Manque d’espoir et délais administratifs

« C’était un désespoir causé par les délais administratifs, il n’avait plus d’espoir. Il ne pouvait pas non plus travailler en raison des délais de permis de travail. Tout ceci, en plus du stress et de la séparation avec sa femme, l’a convaincu de retourner avec sa famille », raconte en entrevue avec La Presse Canadienne Hady Anne, porte-parole de Solidarité sans frontières.

Selon les données d’Immigration, Réfugiés et Citoyenneté Canada (IRCC), plus de 23 000 personnes sont entrées au Canada par le désormais célèbre chemin Roxham entre janvier et août 2022.

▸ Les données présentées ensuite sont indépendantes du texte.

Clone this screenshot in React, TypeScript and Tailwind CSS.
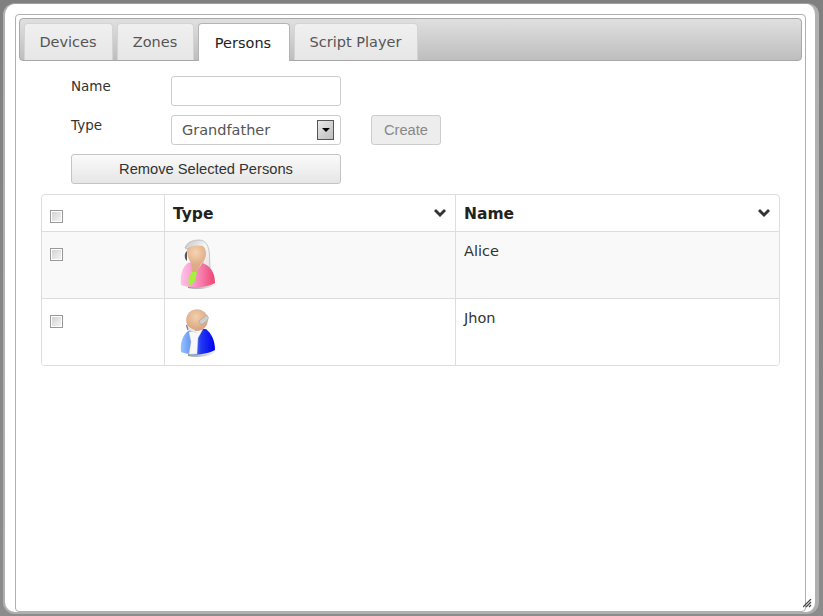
import type { ReactNode } from 'react';

const tabs = [
  { label: 'Devices', width: 'w-[89px]' },
  { label: 'Zones', width: 'w-[77px]' },
  { label: 'Persons', width: 'w-[92px]' },
  { label: 'Script Player', width: 'w-[124px]' },
];

const Check = () => (
  <span className="block w-[13px] h-[13px] border border-[#999] bg-linear-to-br from-[#cfcfcf] to-[#f8f8f8] outline outline-white -outline-offset-2" />
);

const Female = () => (
  <svg width="40" height="56" viewBox="10 3 40 56">
    <defs>
      <linearGradient id="fbody" x1="0" x2="1" y1="0" y2="0">
        <stop offset="0" stopColor="#ffc4e6" />
        <stop offset="0.4" stopColor="#f898c8" />
        <stop offset="1" stopColor="#ee4470" />
      </linearGradient>
      <radialGradient id="fface" cx="0.45" cy="0.35" r="0.8">
        <stop offset="0" stopColor="#f6d4b4" />
        <stop offset="1" stopColor="#d8a078" />
      </radialGradient>
      <linearGradient id="fhair" x1="0" x2="1" y1="0" y2="1">
        <stop offset="0" stopColor="#c4c4c4" />
        <stop offset="0.5" stopColor="#f6f6f6" />
        <stop offset="1" stopColor="#e4e4e4" />
      </linearGradient>
      <linearGradient id="fshade" x1="0" x2="1" y1="0" y2="0">
        <stop offset="0" stopColor="#888" stopOpacity="0.9" />
        <stop offset="1" stopColor="#888" stopOpacity="0" />
      </linearGradient>
    </defs>
    <path d="M18 51 C30 52 40 50 45 46 L47 49 C40 54 28 55 18 53 Z" fill="url(#fshade)" />
    <path d="M15 13 C17 7 23 5 29 5 C36 5 39 11 39.5 20 L40 33 L33 33 L33 14 L17 14 Z" fill="url(#fhair)" stroke="#aaa" strokeWidth="0.6" />
    <path d="M17 16 C14 18 14 24 17 26 Z" fill="#555" />
    <path d="M11 50 C10 41 12 32 18 28 L22 27 L27 36 L32 28 C39 30 45 36 45 48 C36 53 20 54 11 50 Z" fill="url(#fbody)" />
    <path d="M21 26 L32 26 L27 38 L22 38 Z" fill="#dfab84" />
    <path d="M21.5 37 L27 37 L25 46 L19 52 L18.5 44 Z" fill="#a8f040" />
    <path d="M17 14 C20 10 28 10 33 11 C36 14 36.5 18 35.5 22 C34 27 30 30.5 26.5 30.5 C21 30 17 24 17 14 Z" fill="url(#fface)" />
  </svg>
);

const Male = () => (
  <svg width="40" height="56" viewBox="10 3 40 56">
    <defs>
      <linearGradient id="mbody" x1="0" x2="1" y1="0" y2="0">
        <stop offset="0" stopColor="#98c4ff" />
        <stop offset="0.35" stopColor="#5a8cf4" />
        <stop offset="0.6" stopColor="#2038f0" />
        <stop offset="1" stopColor="#0000f0" />
      </linearGradient>
      <radialGradient id="mface" cx="0.45" cy="0.35" r="0.75">
        <stop offset="0" stopColor="#f2d0b0" />
        <stop offset="1" stopColor="#d49c74" />
      </radialGradient>
      <linearGradient id="mshade" x1="0" x2="1" y1="0" y2="0">
        <stop offset="0" stopColor="#888" stopOpacity="0.9" />
        <stop offset="1" stopColor="#888" stopOpacity="0" />
      </linearGradient>
    </defs>
    <path d="M18 52 C30 53 40 50 45 46 L47 49 C40 55 28 56 18 54 Z" fill="url(#mshade)" />
    <path d="M11 50 C10 42 12 34 18 29 L24 27 L36 27 C41 31 45 38 45 48 C36 53 20 54 11 50 Z" fill="url(#mbody)" />
    <path d="M19 30 L33 27 L28 36 L27 52 L19 52 L21 40 Z" fill="#f8f8f8" stroke="#ccc" strokeWidth="0.4" />
    <circle cx="27" cy="18" r="10.8" fill="url(#mface)" />
    <path d="M29 19 L37 13 L38.5 16 L37 19 L31 23 Z" fill="#cfcfcf" stroke="#999" strokeWidth="0.5" />
    <path d="M18 25 C19 29 23 26 26 31" fill="none" stroke="#e8e8e8" strokeWidth="2.4" />
    <path d="M16.5 23 L18 28" stroke="#777" strokeWidth="1.2" />
  </svg>
);

const Chevron = () => (
  <svg width="12" height="8" viewBox="0 0 12 8" className="-mt-[5px]">
    <path d="M0 2 L2 0 L6 4 L10 0 L12 2 L6 8 Z" fill="#333" />
  </svg>
);

const HeadCell = ({ children }: { children: ReactNode }) => (
  <div className="flex flex-1 items-center justify-between pl-2 pr-[9px] pt-[4px] font-bold text-[15.5px] text-[#222]">
    {children}
    <Chevron />
  </div>
);

export default function App() {
  return (
    <div className="w-[823px] h-[616px] bg-linear-to-b from-[#808080] to-[#8c8c8c] font-['DejaVu_Sans',sans-serif] overflow-hidden pl-[3px] pt-[3px]">
      <div className="w-[816px] h-[611px] rounded-[12px] border-l-2 border-r-[4px] border-b-[2px] border-t border-[#b0b0b0] border-t-[#a0a0a0] bg-white pt-[10px] pl-[10px]">
        <div className="relative w-[791px] h-[598px] rounded-[4px] border border-[#b0b0b0]">
          {/* tab bar */}
          <div className="mx-[3px] mt-[3px] h-[43px] rounded-[4px] border border-[#a8a8a8] bg-linear-to-b from-[#e0e0e0] to-[#bebebe] flex items-end pl-[4px] gap-[4px]">
            {tabs.map((t) => (
              <div
                key={t.label}
                className={
                  t.label === 'Persons'
                    ? `${t.width} h-[38px] -mb-px pt-[2px] pr-[2px] flex items-center justify-center bg-white border border-b-0 border-[#b4b4b4] rounded-t-[4px] text-[14.5px] text-[#222]`
                    : `${t.width} h-[37px] pt-[2px] pr-px flex items-center justify-center bg-linear-to-b from-[#f0f0f0] to-[#e6e6e6] border border-b-0 border-[#d4d4d4] rounded-t-[4px] text-[14.5px] text-[#555]`
                }
              >
                {t.label}
              </div>
            ))}
          </div>

          {/* form */}
          <div className="pl-[55px] pt-[15px]">
            <div className="flex items-start h-[39px]">
              <span className="w-[100px] text-[13.5px] text-[#333]">Name</span>
              <input className="w-[170px] h-[30px] bg-white border border-[#ccc] rounded-[3px]" />
            </div>
            <div className="flex items-start h-[39px]">
              <span className="w-[100px] text-[13.5px] text-[#333]">Type</span>
              <div className="w-[170px] h-[30px] bg-white border border-[#ccc] rounded-[3px] flex items-center justify-between pl-[10px] pr-[6px] text-[14.5px] text-[#555]">
                <span className="pt-[2px]">Grandfather</span>
                <span className="w-[17px] h-[20px] border border-[#555] bg-linear-to-br from-[#e8e8e8] to-[#bdbdbd] flex items-center justify-center">
                  <span className="w-0 h-0 border-x-[4px] border-x-transparent border-t-[4px] border-t-black" />
                </span>
              </div>
              <span className="ml-[30px] w-[70px] h-[30px] bg-[#ededed] border border-[#ccc] rounded-[3px] flex items-center justify-center font-['Liberation_Sans',sans-serif] text-[14.7px] text-[#888]">
                Create
              </span>
            </div>
            <button className="w-[270px] h-[30px] rounded-[3px] border border-[#c4c4c4] bg-linear-to-b from-[#fafafa] to-[#e6e6e6] font-['Liberation_Sans',sans-serif] text-[14.7px] text-[#333]">
              Remove Selected Persons
            </button>
          </div>

          {/* table */}
          <div className="ml-[25px] mt-[10px] w-[739px] rounded-[4px] border border-[#ddd] overflow-hidden">
            <div className="flex h-[37px] border-b border-[#ddd]">
              <div className="w-[123px] pl-2 pt-[15px] shrink-0 border-r border-[#ddd]"><Check /></div>
              <div className="w-[291px] shrink-0 flex border-r border-[#ddd]"><HeadCell>Type</HeadCell></div>
              <div className="flex-1 flex"><HeadCell>Name</HeadCell></div>
            </div>
            <div className="flex h-[67px] bg-[#f9f9f9] border-b border-[#ddd]">
              <div className="w-[123px] pl-2 pt-[16px] shrink-0 border-r border-[#ddd]"><Check /></div>
              <div className="w-[291px] pl-[15px] pt-[6px] shrink-0 border-r border-[#ddd]"><Female /></div>
              <div className="pl-2 pt-[9px] text-[14.5px] text-[#333] leading-[20px]">Alice</div>
            </div>
            <div className="flex h-[66px] bg-white">
              <div className="w-[123px] pl-2 pt-[16px] shrink-0 border-r border-[#ddd]"><Check /></div>
              <div className="w-[291px] pl-[15px] pt-[6px] shrink-0 border-r border-[#ddd]"><Male /></div>
              <div className="pl-2 pt-[9px] text-[14.5px] text-[#333] leading-[20px]">Jhon</div>
            </div>
          </div>

          {/* resize grip */}
          <svg className="absolute right-[-7px] bottom-[3px]" width="9" height="9" viewBox="0 0 9 9">
            <path d="M0 8 L8 0 M3 8 L8 3 M6 8 L8 6" stroke="#444" strokeWidth="1.2" />
          </svg>
        </div>
      </div>
    </div>
  );
}
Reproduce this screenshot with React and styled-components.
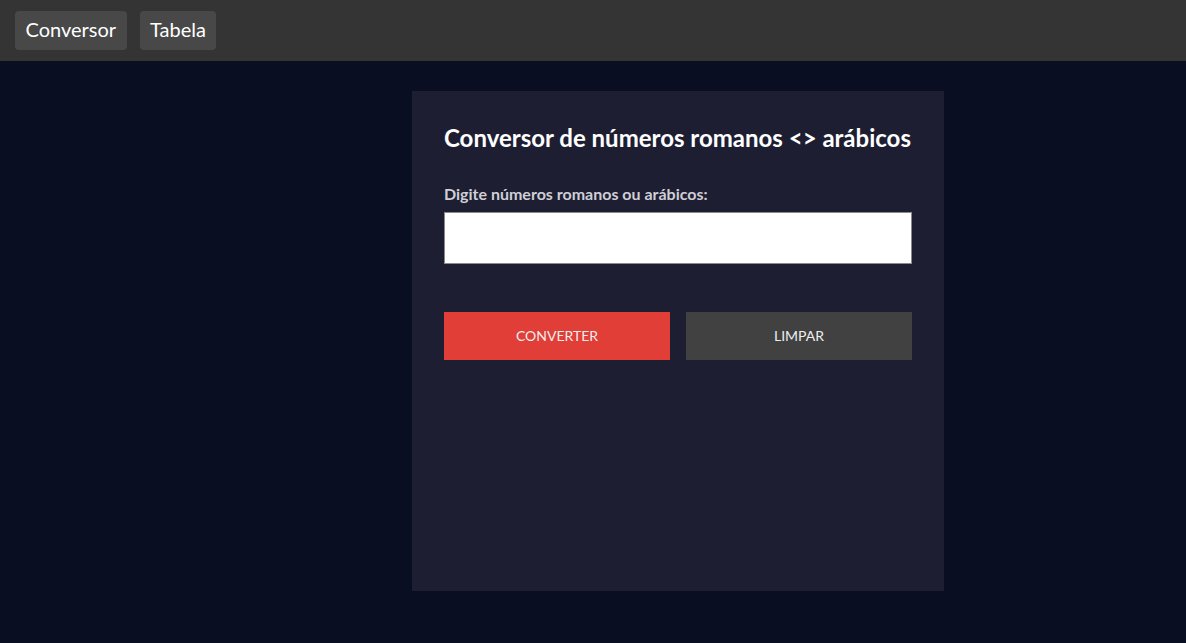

Le Canada doit écouter les organisations qui travaillent sur le terrain. En écoutant les cris du cœur des migrants, on peut éviter des situations pareilles. Si on autorisait les gens à venir au poste-frontière pour faire leur demande d’asile, on n’en serait pas là.

Hady Anne, porte-parole de Solidarité sans frontières

Les délais de traitement des demandes d’immigration sont désormais très longs, soutient aussi Hady Anne. « Comment peut-on vivre à Montréal avec 600 $ par mois ? Les gens veulent travailler, et les permis de travail prennent de six à neuf mois, parfois même un an avant d’être octroyés », atteste-t-il.

Le porte-parole affirme qu’en novembre dernier, Solidarité sans frontières a rencontré le ministre canadien de l’Immigration, Sean Fraser, pour lui « donner des solutions ».

« Depuis, c’est silence radio. On attend encore un retour », ajoute M. Anne.

Une veillée en chanson

La difficulté à se trouver un emploi a poussé M. Richard à retourner aux États-Unis, malgré le danger, a aussi confirmé Richardson Charles Alida, une connaissance de Fritznel Richard, rencontré au rassemblement dimanche. « Il cherchait du travail, il voulait travailler, mais c’était si difficile », se souvient M. Alida.

Les deux hommes se sont connus en faisant des courses dans un dépanneur du quartier Saint-Michel, explique M. Alida. « En tant que père de famille, il voulait subvenir aux besoins des siens, et de lui-même, ajoute-t-il. Quand j’ai appris [ce qui s’est passé], ça m’a beaucoup ému, j’étais triste. »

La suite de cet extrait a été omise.